One of the important questions in this book is one I've wrestled with: how high a discount rate should we apply to the happiness of people in the distant future. Cowen makes a strong argument that the baseline moral discount rate should be zero, because anything else leads to absurd outcomes (at a 4% discount rate, saving one life in the year 1524 is roughly morally balanced by wiping out every life in the US today). He does note that we should add some kind of discount rate for uncertainty about how our actions affect the future, but shouldn't take it too seriously. (He also makes the amusing point that politically, both sides switch discount rates depending on what policy is being argued for—spending money on education and on research into renewables implies a low discount rate, while any growth-slowing economic redistribution implies a higher discount rate. As is often the case, the morally consistent form a lonely political enclave surrounded by big hypocritical coalitions.)

This kind of thinking leads to some interesting conclusions. For example, the book identifies "the highest manifestation of the ethical good in human history to date": as it turns out, it's the policies that led to high growth in East Asian economies from roughly the 50s through the 90s. If wealth is the limiting input into desirable goods ("goods" in the moral sense, not just the economic one), and if it's generally acceptable to trade a lower standard of living now for a higher indefinite growth rate, then it's hard to argue with this. And, importantly, Cowen wants to balance this growth-maximizing directive against human rights and political practicalities.
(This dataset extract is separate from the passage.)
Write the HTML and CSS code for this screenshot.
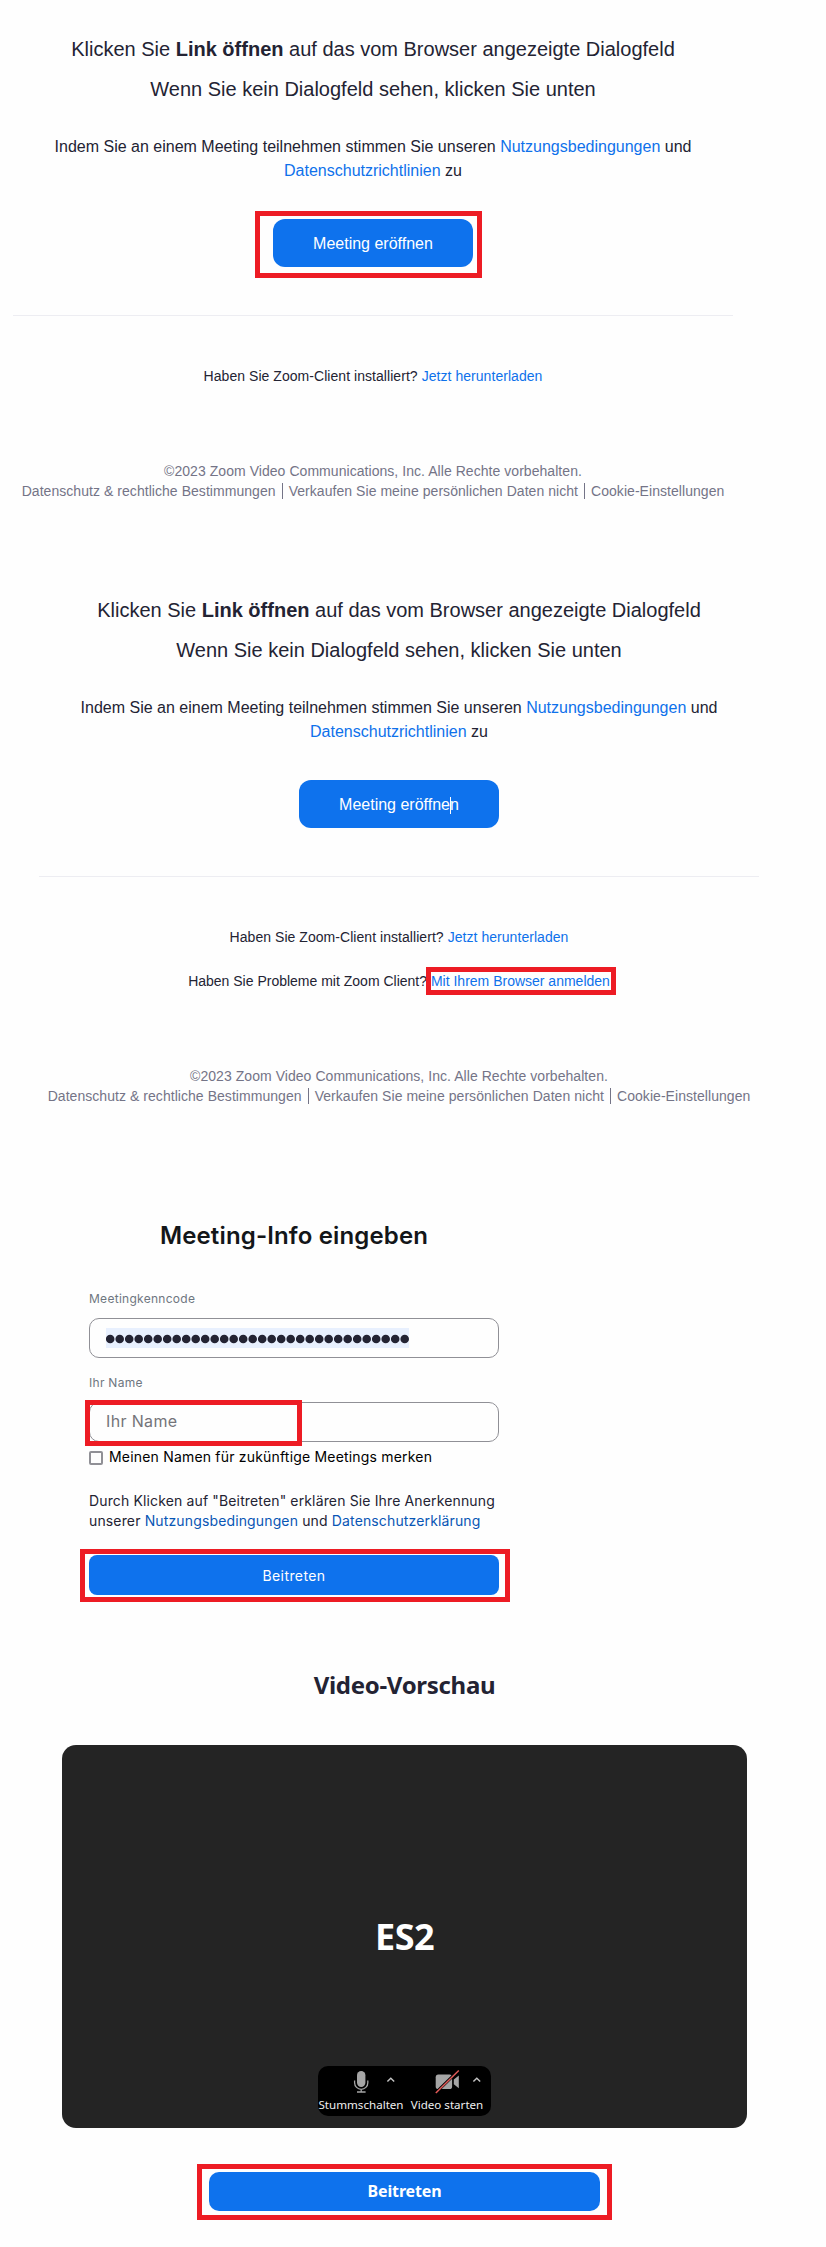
FILE: index.html
```html
<!DOCTYPE html>
<html lang="de">
<head>
    <meta charset="UTF-8">
    <meta name="viewport" content="width=device-width, initial-scale=1.0">
    <title>Zoom Meeting beitreten</title>
    <link rel="stylesheet" href="styles.css">
</head>
<body>
    <section class="launch">
        <h2 class="launch-title">Klicken Sie <b>Link öffnen</b> auf das vom Browser angezeigte Dialogfeld</h2>
        <h2 class="launch-title">Wenn Sie kein Dialogfeld sehen, klicken Sie unten</h2>
        <p class="terms">Indem Sie an einem Meeting teilnehmen stimmen Sie unseren <a href="#">Nutzungsbedingungen</a> und<br><a href="#">Datenschutzrichtlinien</a> zu</p>
        <div class="marked mark-open">
            <button class="btn btn-open">Meeting eröffnen</button>
        </div>
        <hr class="divider">
        <p class="hint">Haben Sie Zoom-Client installiert? <a href="#">Jetzt herunterladen</a></p>
        <div class="footer">
            <p>©2023 Zoom Video Communications, Inc. Alle Rechte vorbehalten.</p>
            <div class="footer-links">
                <span>Datenschutz &amp; rechtliche Bestimmungen</span>
                <span>Verkaufen Sie meine persönlichen Daten nicht</span>
                <span>Cookie-Einstellungen</span>
            </div>
        </div>
    </section>

    <section class="launch launch-browser">
        <h2 class="launch-title">Klicken Sie <b>Link öffnen</b> auf das vom Browser angezeigte Dialogfeld</h2>
        <h2 class="launch-title">Wenn Sie kein Dialogfeld sehen, klicken Sie unten</h2>
        <p class="terms">Indem Sie an einem Meeting teilnehmen stimmen Sie unseren <a href="#">Nutzungsbedingungen</a> und<br><a href="#">Datenschutzrichtlinien</a> zu</p>
        <button class="btn btn-open">Meeting eröffne<span class="caret"></span>n</button>
        <hr class="divider">
        <p class="hint">Haben Sie Zoom-Client installiert? <a href="#">Jetzt herunterladen</a></p>
        <p class="hint hint-browser">Haben Sie Probleme mit Zoom Client? <a href="#" class="marked mark-link">Mit Ihrem Browser anmelden</a></p>
        <div class="footer">
            <p>©2023 Zoom Video Communications, Inc. Alle Rechte vorbehalten.</p>
            <div class="footer-links">
                <span>Datenschutz &amp; rechtliche Bestimmungen</span>
                <span>Verkaufen Sie meine persönlichen Daten nicht</span>
                <span>Cookie-Einstellungen</span>
            </div>
        </div>
    </section>

    <section class="join">
        <h1 class="join-title">Meeting-Info eingeben</h1>
        <div class="label">Meetingkenncode</div>
        <div class="field">
            <svg class="dots" width="303" height="20" viewBox="0 0 303 20">
                <line x1="4.2" y1="11" x2="299" y2="11"/>
            </svg>
        </div>
        <div class="label label-name">Ihr Name</div>
        <div class="field marked mark-name">Ihr Name</div>
        <div class="remember">
            <span class="checkbox"></span>
            <span>Meinen Namen für zukünftige Meetings merken</span>
        </div>
        <p class="join-terms">Durch Klicken auf "Beitreten" erklären Sie Ihre Anerkennung<br>unserer <a href="#">Nutzungsbedingungen</a> und <a href="#">Datenschutzerklärung</a></p>
        <div class="marked mark-join">
            <button class="btn btn-join">Beitreten</button>
        </div>
    </section>

    <section class="preview">
        <h1 class="preview-title">Video-Vorschau</h1>
        <div class="video">
            <div class="video-name">ES2</div>
            <div class="controls">
                <div class="control">
                    <svg width="86" height="30" viewBox="0 0 86 30">
                        <rect x="39" y="5" width="8.4" height="16" rx="4.2" fill="#a5a5a5"/>
                        <path d="M36.6 14.5v2.2a6.6 6.6 0 0 0 13.2 0v-2.2M43.2 23.3v2.5M39 26h8.6" fill="none" stroke="#a5a5a5" stroke-width="1.3"/>
                        <path d="M69.4 15.6l3.4-3.4 3.4 3.4" fill="none" stroke="#c4c4c4" stroke-width="1.4"/>
                    </svg>
                    <span>Stummschalten</span>
                </div>
                <div class="control">
                    <svg width="86" height="30" viewBox="0 0 86 30">
                        <rect x="31.7" y="8.6" width="16.4" height="14.5" rx="2.6" fill="#a5a5a5"/>
                        <path d="M49.8 13.6l5-4v12.6l-5-4z" fill="#a5a5a5"/>
                        <path d="M31.5 27L54.5 4.5" stroke="#000" stroke-width="3"/>
                        <path d="M31.8 27L54.8 4.5" stroke="#e25a58" stroke-width="1.5"/>
                        <path d="M69.4 15.6l3.4-3.4 3.4 3.4" fill="none" stroke="#c4c4c4" stroke-width="1.4"/>
                    </svg>
                    <span>Video starten</span>
                </div>
            </div>
        </div>
        <div class="marked mark-preview">
            <button class="btn btn-preview">Beitreten</button>
        </div>
    </section>
</body>
</html>
```
FILE: styles.css
```css
* {
    margin: 0;
    padding: 0;
    box-sizing: border-box;
}

body {
    min-height: 2247px;
    background: #fefefe;
    color: #232333;
    font-family: 'Liberation Sans', Arial, sans-serif;
}

a {
    color: #0e71eb;
    text-decoration: none;
}

.btn {
    display: block;
    background: #0e72ed;
    color: white;
    border: none;
    font-family: inherit;
    cursor: pointer;
}

/* red frames around the important controls */
.marked {
    position: relative;
}

.marked::after {
    content: '';
    position: absolute;
    border: 5px solid #ed1c24;
    pointer-events: none;
}

.mark-open::after {
    inset: -8px -9px -11px -18px;
}

.mark-link::after {
    inset: -6px -6px -6px -5px;
}

.mark-name::after {
    inset: -3px 196px -5px -5px;
}

.mark-join::after {
    inset: -6px -11px -7px -9px;
}

.mark-preview::after {
    inset: -8px -12px -9px -12px;
}

/* launch pages */
.launch {
    width: 720px;
    height: 561px;
    margin-left: 13px;
    padding-top: 29px;
    display: flex;
    flex-direction: column;
    align-items: center;
    text-align: center;
}

.launch-browser {
    height: 605px;
    margin-left: 39px;
}

.launch-title {
    font-size: 20px;
    font-weight: normal;
    line-height: 40px;
}

.terms {
    font-size: 16px;
    line-height: 24px;
    margin: 26px 0 36px;
}

.btn-open {
    width: 200px;
    height: 48px;
    padding-top: 1px;
    border-radius: 12px;
    font-size: 16px;
}

.caret {
    display: inline-block;
    width: 1px;
    height: 17px;
    margin-right: -1px;
    background: white;
    vertical-align: -4px;
}

.divider {
    width: 720px;
    border: none;
    border-top: 1px solid #ededf2;
    margin: 48px 0 50px;
}

.hint {
    font-size: 14px;
    line-height: 20px;
    letter-spacing: 0.05px;
}

.hint-browser {
    margin-top: 24px;
    letter-spacing: 0;
}

.footer {
    margin-top: 75px;
    color: #747487;
    font-size: 14px;
    line-height: 20px;
    letter-spacing: 0.05px;
}

.footer-links {
    display: flex;
    justify-content: center;
}

.footer-links span + span {
    position: relative;
    margin-left: 6px;
    padding-left: 7px;
}

.footer-links span + span::before {
    content: '';
    position: absolute;
    left: 0;
    top: 2px;
    width: 1px;
    height: 16px;
    background: #747487;
}

/* meeting info form */
.join {
    width: 410px;
    height: 489px;
    margin-left: 89px;
    padding-top: 54px;
    font-family: Inter, sans-serif;
}

.join-title {
    color: #131619;
    font-size: 24px;
    font-weight: 600;
    line-height: 32px;
    letter-spacing: 0.15px;
    text-align: center;
}

.label {
    margin-top: 37px;
    color: #6e7680;
    font-size: 12px;
    line-height: 20px;
    letter-spacing: 0.28px;
}

.label-name {
    margin-top: 15px;
}

.field {
    height: 40px;
    margin-top: 9px;
    padding: 0 16px;
    border: 1px solid #909096;
    border-radius: 10px;
    color: #747479;
    font-size: 16px;
    line-height: 37px;
    letter-spacing: 0.35px;
}

.dots {
    display: block;
    margin-top: 9px;
    background: #e8f0fe;
}

.dots line {
    stroke: #232333;
    stroke-width: 8.6;
    stroke-linecap: round;
    stroke-dasharray: 0 9.5;
}

.remember {
    display: flex;
    align-items: center;
    gap: 6px;
    margin-top: 8px;
    color: #000;
    font-size: 14px;
    line-height: 17px;
    letter-spacing: 0.19px;
}

.remember span:last-child {
    margin-top: -2px;
}

.checkbox {
    width: 14px;
    height: 14px;
    border: 2px solid #909096;
    border-radius: 2px;
}

.join-terms {
    margin: 26px 0 24px;
    font-size: 14px;
    line-height: 20px;
    letter-spacing: 0.14px;
    white-space: nowrap;
}

.join-terms a {
    color: #0956b5;
}

.btn-join {
    width: 410px;
    height: 40px;
    border-radius: 8px;
    font-size: 14px;
    letter-spacing: 0.4px;
}

/* video preview */
.preview {
    width: 685px;
    margin-left: 62px;
    padding-top: 14px;
    font-family: 'Noto Sans', sans-serif;
}

.preview-title {
    font-size: 24px;
    font-weight: 700;
    line-height: 32px;
    letter-spacing: -0.3px;
    text-align: center;
}

.video {
    position: relative;
    height: 383px;
    margin-top: 44px;
    background: #242424;
    border-radius: 14px;
    display: flex;
    align-items: center;
    justify-content: center;
}

.video-name {
    color: white;
    font-size: 36px;
    font-weight: 700;
    letter-spacing: -0.6px;
}

.controls {
    position: absolute;
    left: 256px;
    bottom: 12px;
    width: 173px;
    height: 50px;
    background: #000;
    border-radius: 10px;
    display: flex;
}

.control {
    width: 86px;
    color: #eee;
    font-size: 11.6px;
    line-height: 16px;
    text-align: center;
    white-space: nowrap;
}

.control svg {
    display: block;
    margin-bottom: 1px;
}

.mark-preview {
    width: 391px;
    margin: 44px auto 0;
}

.btn-preview {
    width: 391px;
    height: 39px;
    padding-bottom: 1px;
    border-radius: 10px;
    font-size: 16px;
    font-weight: 700;
    letter-spacing: -0.15px;
}
```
So this book ends up being a surprising combination of a view that sounds extreme in theory, but is mostly a practical compromise between competing visions. A great deal of the human misery inflicted in the twentieth century came from people who had very nice-seeming ideas with dire implications, so if nothing else it's nice to have a moral principal that offers generally good guidance, doesn't have to pick a side, and that avoids that sort of disaster scenario.